What she said (that I agreed with) was:
if someone doesn’t like a person without knowing them than they are jealous of that person for whatever reason.
“Without knowing them…” big difference.
What you’re describing is a situation where you’ve been around certain people enough to observe negative behaviors. So you have a basis for not liking them, and of course that doesn’t make you jealous. You’re just a good observer of bad behavior and you’ve arrived at your own conclusions.
I’ve observed a couple of women around me at work who just flat out do not like a couple of other women who have done absolutely nothing wrong to them, and in fact have gone out of their ways to be nice and helpful. They really don’t know each other that well because they’ve never given the other women a chance — all they do is snap at them and be negative.

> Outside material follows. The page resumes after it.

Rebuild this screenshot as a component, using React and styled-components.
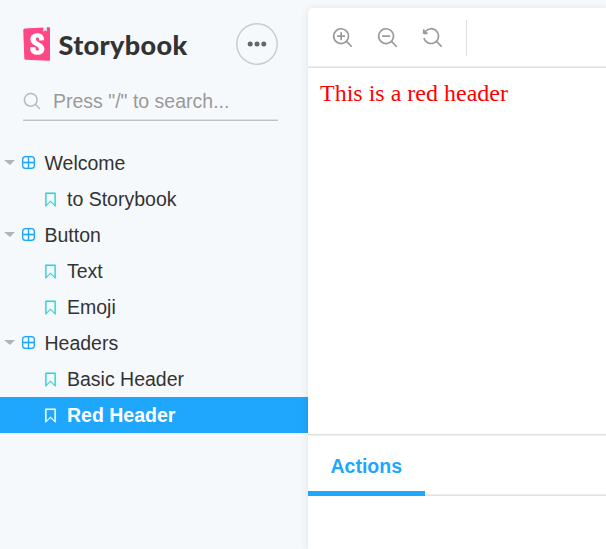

I really think they’re jealous and resentful of the other women because they are happy, in a good mood, in good relationships, attractive, etc., whereas they themselves tend to be negative and not happy with themselves by comparison.
Post # 45
People don’t like me because I can be extremely irritating to the people I’m closest to (my parents bet on how long my SO would live with me before he cracked- they said 5 months, it’s been over 3 years!) and my BFF calls me up on it constantly.
But I’m crazy- Type A control freak, have huge bouts of anxiety, and dislike most people I come across anyway. Also, my parents are amazing people and I think they’ve set my standards of others way too high so I’m constantly disappointed.
It has taken me realising what I am truly like, and accepting myself for it, that I’ve begun not to care about what people think. Sure, most people find me a bit annoying, but there are other people who love me to death and they are the opinions that count in my mind 🙂
Post # 46
If they don’t like me I don’t care I probably don’t like them either. You can’t please everyone and women tend to be catty.